Rows from a dataset
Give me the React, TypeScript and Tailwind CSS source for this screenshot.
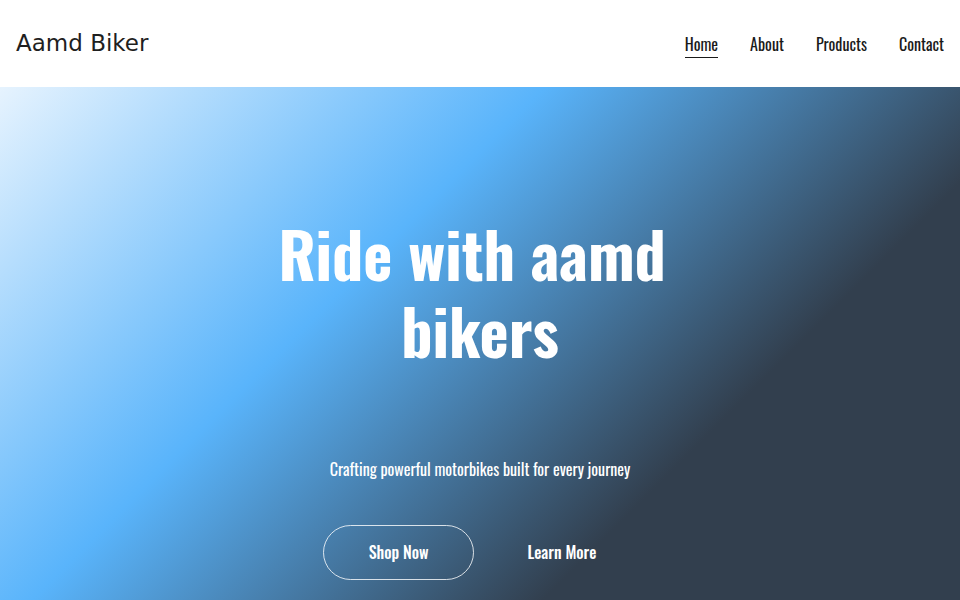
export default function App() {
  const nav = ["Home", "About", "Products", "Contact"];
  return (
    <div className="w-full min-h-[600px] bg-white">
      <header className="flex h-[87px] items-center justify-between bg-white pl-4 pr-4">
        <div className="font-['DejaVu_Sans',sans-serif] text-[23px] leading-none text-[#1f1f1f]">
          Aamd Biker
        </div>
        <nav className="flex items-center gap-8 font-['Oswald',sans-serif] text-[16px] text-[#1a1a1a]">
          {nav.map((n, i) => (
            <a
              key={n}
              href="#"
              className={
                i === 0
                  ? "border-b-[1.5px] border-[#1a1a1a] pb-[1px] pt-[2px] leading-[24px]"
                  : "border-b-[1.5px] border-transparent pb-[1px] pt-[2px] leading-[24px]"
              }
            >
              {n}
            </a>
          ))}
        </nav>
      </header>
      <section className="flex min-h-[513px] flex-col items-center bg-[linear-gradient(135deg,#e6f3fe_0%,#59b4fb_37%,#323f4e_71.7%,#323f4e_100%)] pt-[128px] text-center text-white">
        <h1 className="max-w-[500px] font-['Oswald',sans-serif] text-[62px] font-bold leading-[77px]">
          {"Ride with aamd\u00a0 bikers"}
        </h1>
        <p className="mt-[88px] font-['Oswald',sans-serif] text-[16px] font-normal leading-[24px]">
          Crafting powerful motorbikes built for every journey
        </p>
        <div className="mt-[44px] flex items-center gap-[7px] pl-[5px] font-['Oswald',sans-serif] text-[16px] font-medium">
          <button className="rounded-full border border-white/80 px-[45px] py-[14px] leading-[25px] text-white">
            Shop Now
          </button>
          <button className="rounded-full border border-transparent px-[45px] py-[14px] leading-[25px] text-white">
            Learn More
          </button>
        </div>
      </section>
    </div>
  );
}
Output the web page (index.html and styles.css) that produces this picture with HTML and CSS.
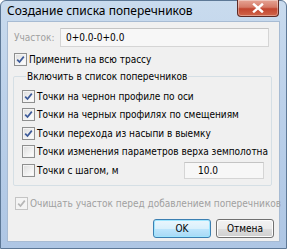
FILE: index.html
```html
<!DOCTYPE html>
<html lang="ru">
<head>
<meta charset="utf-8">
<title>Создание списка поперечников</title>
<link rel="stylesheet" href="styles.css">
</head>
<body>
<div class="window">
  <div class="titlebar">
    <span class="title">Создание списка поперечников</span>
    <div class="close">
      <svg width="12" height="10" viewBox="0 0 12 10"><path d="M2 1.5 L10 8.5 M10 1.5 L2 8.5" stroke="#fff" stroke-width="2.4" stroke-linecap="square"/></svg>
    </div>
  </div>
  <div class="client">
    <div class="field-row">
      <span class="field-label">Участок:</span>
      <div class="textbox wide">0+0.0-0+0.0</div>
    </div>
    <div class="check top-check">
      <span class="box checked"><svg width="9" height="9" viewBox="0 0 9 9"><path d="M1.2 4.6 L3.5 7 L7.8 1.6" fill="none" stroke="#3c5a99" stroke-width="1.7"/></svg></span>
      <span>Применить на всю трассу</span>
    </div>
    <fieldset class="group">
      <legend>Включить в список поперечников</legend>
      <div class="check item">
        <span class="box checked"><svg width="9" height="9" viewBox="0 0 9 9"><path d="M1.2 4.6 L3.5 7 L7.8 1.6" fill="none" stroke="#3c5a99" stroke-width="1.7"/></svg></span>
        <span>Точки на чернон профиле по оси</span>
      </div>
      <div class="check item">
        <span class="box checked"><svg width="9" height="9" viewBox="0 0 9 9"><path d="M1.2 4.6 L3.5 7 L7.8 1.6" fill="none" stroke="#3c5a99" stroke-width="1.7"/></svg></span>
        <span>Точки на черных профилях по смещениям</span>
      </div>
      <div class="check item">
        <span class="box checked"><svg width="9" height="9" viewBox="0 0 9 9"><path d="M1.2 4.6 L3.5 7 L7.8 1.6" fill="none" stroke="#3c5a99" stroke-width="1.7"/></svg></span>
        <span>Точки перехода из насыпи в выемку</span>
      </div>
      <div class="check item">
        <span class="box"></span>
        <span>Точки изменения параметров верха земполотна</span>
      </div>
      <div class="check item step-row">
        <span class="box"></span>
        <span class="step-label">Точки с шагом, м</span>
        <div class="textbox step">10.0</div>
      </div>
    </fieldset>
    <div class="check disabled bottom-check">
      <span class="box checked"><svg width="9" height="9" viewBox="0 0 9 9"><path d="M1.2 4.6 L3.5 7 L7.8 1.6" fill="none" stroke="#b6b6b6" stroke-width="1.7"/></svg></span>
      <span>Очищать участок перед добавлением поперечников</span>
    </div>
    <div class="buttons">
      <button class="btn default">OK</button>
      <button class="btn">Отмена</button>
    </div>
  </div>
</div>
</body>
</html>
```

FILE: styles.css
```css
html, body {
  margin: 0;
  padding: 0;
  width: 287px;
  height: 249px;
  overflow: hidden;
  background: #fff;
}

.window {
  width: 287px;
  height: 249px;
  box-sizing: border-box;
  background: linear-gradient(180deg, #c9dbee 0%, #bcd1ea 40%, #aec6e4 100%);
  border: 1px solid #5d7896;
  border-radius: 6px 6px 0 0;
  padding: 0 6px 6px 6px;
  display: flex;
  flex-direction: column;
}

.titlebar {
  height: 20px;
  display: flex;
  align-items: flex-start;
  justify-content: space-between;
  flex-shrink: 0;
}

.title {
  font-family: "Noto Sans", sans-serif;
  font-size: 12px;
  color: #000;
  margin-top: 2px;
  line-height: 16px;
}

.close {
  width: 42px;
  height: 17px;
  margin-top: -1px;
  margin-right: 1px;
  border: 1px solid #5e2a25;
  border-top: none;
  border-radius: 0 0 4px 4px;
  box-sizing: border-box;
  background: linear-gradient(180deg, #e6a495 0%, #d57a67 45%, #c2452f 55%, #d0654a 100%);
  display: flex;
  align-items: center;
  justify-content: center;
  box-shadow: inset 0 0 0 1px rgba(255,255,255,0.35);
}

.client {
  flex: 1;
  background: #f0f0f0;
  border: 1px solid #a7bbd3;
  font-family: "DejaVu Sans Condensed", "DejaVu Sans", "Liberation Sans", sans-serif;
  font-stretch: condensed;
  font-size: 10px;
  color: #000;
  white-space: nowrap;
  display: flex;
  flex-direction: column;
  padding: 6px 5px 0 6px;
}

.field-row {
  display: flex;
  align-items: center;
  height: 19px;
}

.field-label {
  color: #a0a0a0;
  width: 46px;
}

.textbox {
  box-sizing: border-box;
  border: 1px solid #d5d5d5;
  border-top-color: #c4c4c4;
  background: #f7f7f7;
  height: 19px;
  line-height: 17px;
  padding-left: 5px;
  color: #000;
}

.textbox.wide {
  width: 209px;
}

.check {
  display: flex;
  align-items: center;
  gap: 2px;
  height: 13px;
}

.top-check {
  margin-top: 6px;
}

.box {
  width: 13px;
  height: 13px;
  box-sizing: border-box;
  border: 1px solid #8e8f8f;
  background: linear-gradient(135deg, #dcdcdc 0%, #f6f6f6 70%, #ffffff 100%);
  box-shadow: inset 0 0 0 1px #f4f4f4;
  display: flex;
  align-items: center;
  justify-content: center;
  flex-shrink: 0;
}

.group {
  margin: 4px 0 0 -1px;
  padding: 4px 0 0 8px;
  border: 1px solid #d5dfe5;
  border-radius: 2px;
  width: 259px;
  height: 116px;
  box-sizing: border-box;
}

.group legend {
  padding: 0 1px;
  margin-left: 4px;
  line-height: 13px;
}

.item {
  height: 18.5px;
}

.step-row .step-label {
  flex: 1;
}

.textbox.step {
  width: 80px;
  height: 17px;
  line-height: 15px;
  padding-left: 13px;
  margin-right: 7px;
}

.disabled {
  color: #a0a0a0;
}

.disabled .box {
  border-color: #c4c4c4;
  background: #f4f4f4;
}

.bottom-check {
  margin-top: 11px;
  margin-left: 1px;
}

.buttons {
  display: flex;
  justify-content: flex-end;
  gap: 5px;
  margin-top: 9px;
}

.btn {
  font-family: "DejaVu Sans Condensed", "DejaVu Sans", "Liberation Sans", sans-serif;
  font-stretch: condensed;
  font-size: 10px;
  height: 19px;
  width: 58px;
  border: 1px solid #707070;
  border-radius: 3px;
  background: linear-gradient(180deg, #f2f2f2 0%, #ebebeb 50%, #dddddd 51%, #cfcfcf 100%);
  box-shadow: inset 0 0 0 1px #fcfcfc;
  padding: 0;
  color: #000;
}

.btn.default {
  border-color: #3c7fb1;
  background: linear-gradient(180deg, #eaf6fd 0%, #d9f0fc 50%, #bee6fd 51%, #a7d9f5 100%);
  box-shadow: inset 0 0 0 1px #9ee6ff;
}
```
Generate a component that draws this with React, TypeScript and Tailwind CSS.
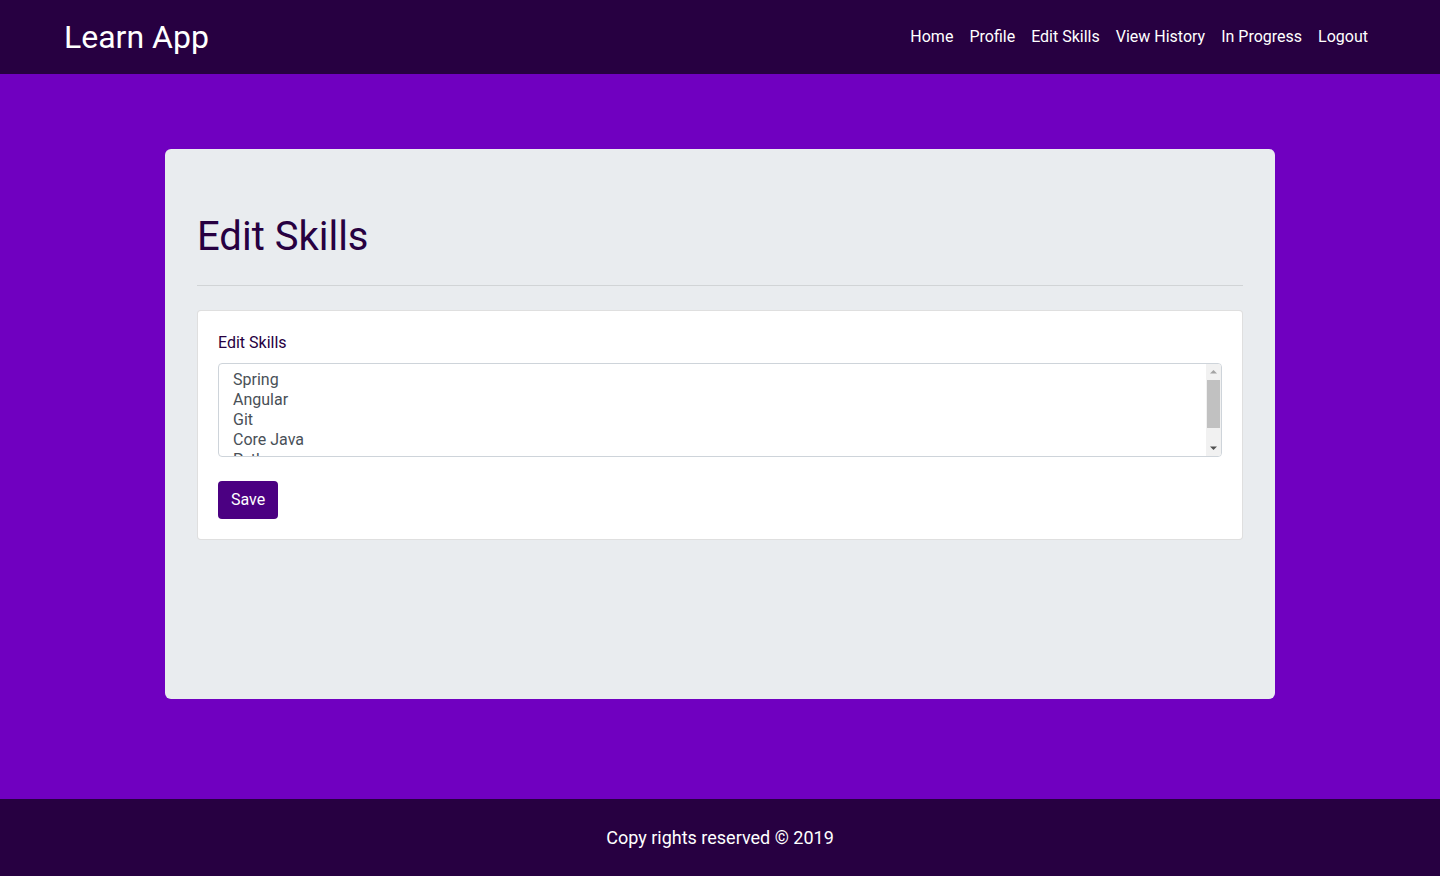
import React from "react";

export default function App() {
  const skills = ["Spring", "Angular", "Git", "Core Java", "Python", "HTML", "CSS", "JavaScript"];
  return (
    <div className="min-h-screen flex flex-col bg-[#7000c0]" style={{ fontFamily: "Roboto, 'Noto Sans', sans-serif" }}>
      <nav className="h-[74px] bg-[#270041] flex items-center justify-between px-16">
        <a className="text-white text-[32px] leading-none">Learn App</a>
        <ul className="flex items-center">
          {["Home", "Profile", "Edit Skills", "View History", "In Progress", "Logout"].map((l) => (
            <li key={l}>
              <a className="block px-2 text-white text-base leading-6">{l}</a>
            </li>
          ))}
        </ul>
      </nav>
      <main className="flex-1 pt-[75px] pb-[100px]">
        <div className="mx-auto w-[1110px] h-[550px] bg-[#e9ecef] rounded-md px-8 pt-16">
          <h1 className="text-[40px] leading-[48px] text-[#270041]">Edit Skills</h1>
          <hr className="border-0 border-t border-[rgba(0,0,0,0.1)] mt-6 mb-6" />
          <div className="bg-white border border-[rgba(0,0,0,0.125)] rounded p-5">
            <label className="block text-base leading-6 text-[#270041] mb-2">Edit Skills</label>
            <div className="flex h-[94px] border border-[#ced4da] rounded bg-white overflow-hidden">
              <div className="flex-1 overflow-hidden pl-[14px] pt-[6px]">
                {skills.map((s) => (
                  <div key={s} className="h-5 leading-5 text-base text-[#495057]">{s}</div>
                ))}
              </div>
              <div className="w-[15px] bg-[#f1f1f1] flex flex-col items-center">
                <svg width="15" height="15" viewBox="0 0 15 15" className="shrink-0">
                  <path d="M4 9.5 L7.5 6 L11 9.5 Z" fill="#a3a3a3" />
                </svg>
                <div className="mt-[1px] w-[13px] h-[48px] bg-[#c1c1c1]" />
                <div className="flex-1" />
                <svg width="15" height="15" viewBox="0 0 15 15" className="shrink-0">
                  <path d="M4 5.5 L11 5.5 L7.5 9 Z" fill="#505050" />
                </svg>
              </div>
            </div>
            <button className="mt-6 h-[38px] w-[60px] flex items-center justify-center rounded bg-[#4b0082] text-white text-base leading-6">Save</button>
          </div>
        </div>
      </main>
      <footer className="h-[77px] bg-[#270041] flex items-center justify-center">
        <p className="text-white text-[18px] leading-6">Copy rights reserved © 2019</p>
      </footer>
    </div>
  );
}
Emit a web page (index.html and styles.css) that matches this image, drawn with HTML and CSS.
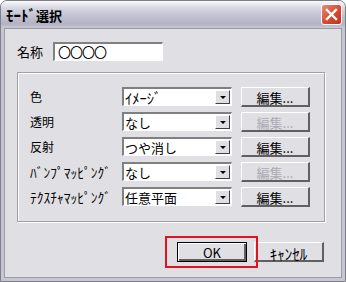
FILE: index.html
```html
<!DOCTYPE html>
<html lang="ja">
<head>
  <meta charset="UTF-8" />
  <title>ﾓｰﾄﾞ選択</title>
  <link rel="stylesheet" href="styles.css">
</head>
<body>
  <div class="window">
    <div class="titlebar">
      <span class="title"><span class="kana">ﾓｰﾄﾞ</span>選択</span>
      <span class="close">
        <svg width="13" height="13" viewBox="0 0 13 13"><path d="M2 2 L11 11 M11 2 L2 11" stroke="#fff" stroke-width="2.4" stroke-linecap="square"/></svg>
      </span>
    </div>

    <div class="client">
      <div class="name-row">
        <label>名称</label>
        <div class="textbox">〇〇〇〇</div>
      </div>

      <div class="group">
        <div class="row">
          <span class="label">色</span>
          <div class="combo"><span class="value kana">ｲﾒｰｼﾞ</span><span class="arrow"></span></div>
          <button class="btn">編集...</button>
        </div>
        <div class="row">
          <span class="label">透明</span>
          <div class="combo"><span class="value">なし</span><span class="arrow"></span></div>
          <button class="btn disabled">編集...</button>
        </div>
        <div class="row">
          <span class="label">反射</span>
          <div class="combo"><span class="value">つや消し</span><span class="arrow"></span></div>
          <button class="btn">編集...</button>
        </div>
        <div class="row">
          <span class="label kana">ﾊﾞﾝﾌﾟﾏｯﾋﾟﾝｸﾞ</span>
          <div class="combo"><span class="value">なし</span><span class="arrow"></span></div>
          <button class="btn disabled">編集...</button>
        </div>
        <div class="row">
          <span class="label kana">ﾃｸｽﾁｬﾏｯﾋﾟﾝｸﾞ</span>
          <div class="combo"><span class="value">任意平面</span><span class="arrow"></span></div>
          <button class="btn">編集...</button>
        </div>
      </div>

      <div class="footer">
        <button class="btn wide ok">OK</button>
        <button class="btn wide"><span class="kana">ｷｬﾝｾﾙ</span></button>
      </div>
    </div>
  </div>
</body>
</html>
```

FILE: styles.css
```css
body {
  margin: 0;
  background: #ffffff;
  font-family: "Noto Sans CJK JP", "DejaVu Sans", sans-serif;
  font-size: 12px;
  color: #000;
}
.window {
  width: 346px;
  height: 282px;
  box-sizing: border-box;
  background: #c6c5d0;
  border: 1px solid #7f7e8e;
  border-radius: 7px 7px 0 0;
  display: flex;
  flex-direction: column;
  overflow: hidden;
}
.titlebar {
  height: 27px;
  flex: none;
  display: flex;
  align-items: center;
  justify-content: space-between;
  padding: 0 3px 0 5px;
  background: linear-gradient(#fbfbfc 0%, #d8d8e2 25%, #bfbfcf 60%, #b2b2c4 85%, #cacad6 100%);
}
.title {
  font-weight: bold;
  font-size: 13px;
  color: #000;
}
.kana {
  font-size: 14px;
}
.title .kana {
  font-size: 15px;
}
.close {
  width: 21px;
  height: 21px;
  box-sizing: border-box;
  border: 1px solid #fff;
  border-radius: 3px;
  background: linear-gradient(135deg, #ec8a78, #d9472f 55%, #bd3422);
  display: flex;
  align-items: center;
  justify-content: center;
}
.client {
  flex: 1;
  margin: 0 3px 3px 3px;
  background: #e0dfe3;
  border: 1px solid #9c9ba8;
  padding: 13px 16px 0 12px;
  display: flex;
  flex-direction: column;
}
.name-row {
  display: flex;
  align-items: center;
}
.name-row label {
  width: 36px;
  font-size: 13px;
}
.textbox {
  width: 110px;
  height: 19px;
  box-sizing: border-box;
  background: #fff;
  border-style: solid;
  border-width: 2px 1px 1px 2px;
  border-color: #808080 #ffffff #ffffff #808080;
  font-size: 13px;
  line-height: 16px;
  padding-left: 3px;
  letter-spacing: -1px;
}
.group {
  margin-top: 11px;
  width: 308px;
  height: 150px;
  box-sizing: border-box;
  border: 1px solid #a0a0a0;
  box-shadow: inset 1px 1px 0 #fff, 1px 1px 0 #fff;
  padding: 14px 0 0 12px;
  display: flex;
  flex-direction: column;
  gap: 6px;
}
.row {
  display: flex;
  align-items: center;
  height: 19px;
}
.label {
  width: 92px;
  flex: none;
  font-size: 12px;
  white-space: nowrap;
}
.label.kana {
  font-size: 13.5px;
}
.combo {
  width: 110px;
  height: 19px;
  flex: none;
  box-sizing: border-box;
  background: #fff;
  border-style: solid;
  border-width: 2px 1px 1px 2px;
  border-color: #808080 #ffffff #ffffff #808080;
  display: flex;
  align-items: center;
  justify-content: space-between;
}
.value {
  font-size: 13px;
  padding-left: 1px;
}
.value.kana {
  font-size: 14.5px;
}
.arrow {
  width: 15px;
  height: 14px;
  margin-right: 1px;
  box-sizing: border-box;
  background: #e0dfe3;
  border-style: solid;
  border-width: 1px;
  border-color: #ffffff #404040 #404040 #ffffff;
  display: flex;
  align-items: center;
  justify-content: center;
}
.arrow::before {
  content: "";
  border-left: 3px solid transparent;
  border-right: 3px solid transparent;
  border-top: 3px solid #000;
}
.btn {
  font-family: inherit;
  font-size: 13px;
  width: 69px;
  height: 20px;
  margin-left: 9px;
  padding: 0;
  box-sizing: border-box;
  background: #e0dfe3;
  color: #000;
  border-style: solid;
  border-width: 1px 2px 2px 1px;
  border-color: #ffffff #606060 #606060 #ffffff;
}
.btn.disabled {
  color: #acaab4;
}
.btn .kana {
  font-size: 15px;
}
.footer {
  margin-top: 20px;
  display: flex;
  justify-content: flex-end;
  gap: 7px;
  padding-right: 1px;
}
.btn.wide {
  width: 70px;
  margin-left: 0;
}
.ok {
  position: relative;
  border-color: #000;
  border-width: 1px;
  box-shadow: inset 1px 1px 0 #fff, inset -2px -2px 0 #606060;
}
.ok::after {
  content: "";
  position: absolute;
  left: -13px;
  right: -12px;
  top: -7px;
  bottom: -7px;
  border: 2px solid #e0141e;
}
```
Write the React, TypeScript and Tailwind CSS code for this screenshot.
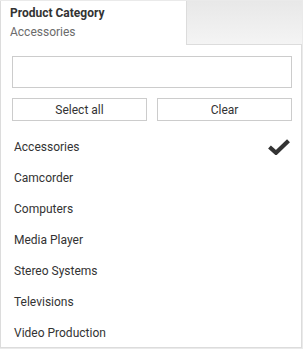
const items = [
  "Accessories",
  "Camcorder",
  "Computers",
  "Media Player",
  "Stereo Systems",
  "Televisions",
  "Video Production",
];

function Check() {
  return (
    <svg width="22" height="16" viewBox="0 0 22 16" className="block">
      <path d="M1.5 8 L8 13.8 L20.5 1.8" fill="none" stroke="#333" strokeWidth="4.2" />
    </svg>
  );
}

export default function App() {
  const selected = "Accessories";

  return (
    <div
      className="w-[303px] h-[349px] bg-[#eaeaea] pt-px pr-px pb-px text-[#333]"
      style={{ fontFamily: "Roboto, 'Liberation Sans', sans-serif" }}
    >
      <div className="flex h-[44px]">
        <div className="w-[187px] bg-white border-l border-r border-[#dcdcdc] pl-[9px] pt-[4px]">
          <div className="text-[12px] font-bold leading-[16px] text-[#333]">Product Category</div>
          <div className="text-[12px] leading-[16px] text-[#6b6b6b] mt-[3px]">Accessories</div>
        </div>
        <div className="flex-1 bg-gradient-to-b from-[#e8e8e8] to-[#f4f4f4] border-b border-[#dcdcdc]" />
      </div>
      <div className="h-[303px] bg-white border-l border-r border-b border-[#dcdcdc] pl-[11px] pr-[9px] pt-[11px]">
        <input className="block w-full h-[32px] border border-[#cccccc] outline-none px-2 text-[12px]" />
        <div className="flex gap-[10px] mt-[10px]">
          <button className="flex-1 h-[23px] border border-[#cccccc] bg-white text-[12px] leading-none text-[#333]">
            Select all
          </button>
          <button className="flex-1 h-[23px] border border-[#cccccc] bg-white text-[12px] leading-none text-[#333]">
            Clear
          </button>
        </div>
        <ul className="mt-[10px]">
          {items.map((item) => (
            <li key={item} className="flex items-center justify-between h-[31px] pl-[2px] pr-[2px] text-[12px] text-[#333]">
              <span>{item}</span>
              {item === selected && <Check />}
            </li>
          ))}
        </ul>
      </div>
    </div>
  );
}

- [The problem] Collect the lines of the records that include the string "page".

- [Response to the exercise]
Output the web page (index.html and styles.css) that produces this picture with HTML and CSS.
Emit a web page (index.html and styles.css) that matches this image, drawn with HTML and CSS.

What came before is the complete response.